*What you should do*:
Do not copy the pictures; transcribe all other material exactly.

*Supplied material*:
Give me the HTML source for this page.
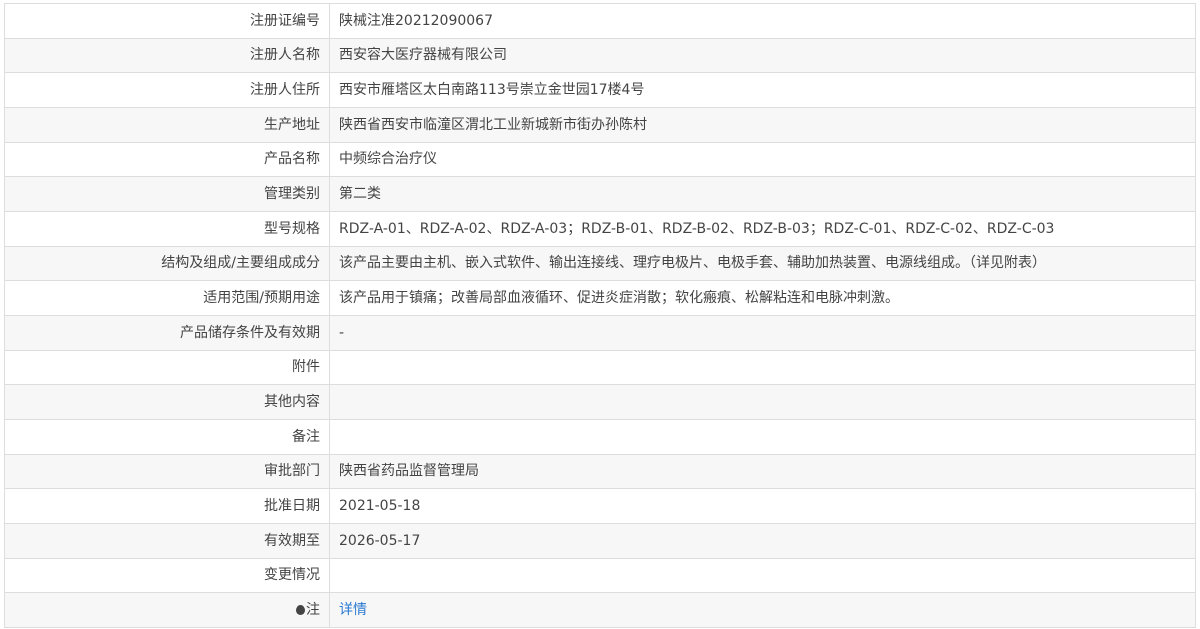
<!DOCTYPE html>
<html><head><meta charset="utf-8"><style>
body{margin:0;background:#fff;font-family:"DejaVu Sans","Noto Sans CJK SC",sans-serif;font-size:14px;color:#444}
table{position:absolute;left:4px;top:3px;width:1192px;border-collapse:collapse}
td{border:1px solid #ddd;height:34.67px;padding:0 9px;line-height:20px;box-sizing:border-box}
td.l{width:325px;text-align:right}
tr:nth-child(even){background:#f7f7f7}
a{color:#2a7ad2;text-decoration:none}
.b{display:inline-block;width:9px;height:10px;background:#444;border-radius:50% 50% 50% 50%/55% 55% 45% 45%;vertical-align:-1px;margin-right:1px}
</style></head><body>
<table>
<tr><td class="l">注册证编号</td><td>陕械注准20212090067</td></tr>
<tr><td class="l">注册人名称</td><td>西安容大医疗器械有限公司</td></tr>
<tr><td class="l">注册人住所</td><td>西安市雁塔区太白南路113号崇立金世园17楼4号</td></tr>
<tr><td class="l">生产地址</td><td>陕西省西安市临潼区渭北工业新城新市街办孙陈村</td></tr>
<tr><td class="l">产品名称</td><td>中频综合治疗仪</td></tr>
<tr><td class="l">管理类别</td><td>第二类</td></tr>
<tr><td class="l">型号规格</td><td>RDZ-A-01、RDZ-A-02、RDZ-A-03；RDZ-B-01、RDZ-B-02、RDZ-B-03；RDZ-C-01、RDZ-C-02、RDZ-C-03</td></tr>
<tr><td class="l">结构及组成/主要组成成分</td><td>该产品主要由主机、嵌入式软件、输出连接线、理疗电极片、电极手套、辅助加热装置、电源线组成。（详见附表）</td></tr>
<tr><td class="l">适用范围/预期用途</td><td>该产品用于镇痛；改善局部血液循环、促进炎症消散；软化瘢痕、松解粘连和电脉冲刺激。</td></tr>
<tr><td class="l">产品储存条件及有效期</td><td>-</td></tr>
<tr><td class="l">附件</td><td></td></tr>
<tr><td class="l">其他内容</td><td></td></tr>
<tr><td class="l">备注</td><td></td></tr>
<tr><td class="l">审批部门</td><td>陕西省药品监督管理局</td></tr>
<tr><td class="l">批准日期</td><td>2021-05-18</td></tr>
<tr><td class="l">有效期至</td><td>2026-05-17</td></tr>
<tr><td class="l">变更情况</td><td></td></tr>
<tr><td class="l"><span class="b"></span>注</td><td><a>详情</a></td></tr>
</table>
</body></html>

*The output*:
Give me the HTML source for this page.
<!DOCTYPE html>
<html><head><meta charset="utf-8"><style>
body{margin:0;background:#fff;font-family:"DejaVu Sans","Noto Sans CJK SC",sans-serif;font-size:14px;color:#444}
table{position:absolute;left:4px;top:3px;width:1192px;border-collapse:collapse}
td{border:1px solid #ddd;height:34.67px;padding:0 9px;line-height:20px;box-sizing:border-box}
td.l{width:325px;text-align:right}
tr:nth-child(even){background:#f7f7f7}
a{color:#2a7ad2;text-decoration:none}
.b{display:inline-block;width:9px;height:10px;background:#444;border-radius:50% 50% 50% 50%/55% 55% 45% 45%;vertical-align:-1px;margin-right:1px}
</style></head><body>
<table>
<tr><td class="l">注册证编号</td><td>陕械注准20212090067</td></tr>
<tr><td class="l">注册人名称</td><td>西安容大医疗器械有限公司</td></tr>
<tr><td class="l">注册人住所</td><td>西安市雁塔区太白南路113号崇立金世园17楼4号</td></tr>
<tr><td class="l">生产地址</td><td>陕西省西安市临潼区渭北工业新城新市街办孙陈村</td></tr>
<tr><td class="l">产品名称</td><td>中频综合治疗仪</td></tr>
<tr><td class="l">管理类别</td><td>第二类</td></tr>
<tr><td class="l">型号规格</td><td>RDZ-A-01、RDZ-A-02、RDZ-A-03；RDZ-B-01、RDZ-B-02、RDZ-B-03；RDZ-C-01、RDZ-C-02、RDZ-C-03</td></tr>
<tr><td class="l">结构及组成/主要组成成分</td><td>该产品主要由主机、嵌入式软件、输出连接线、理疗电极片、电极手套、辅助加热装置、电源线组成。（详见附表）</td></tr>
<tr><td class="l">适用范围/预期用途</td><td>该产品用于镇痛；改善局部血液循环、促进炎症消散；软化瘢痕、松解粘连和电脉冲刺激。</td></tr>
<tr><td class="l">产品储存条件及有效期</td><td>-</td></tr>
<tr><td class="l">附件</td><td></td></tr>
<tr><td class="l">其他内容</td><td></td></tr>
<tr><td class="l">备注</td><td></td></tr>
<tr><td class="l">审批部门</td><td>陕西省药品监督管理局</td></tr>
<tr><td class="l">批准日期</td><td>2021-05-18</td></tr>
<tr><td class="l">有效期至</td><td>2026-05-17</td></tr>
<tr><td class="l">变更情况</td><td></td></tr>
<tr><td class="l"><span class="b"></span>注</td><td><a>详情</a></td></tr>
</table>
</body></html>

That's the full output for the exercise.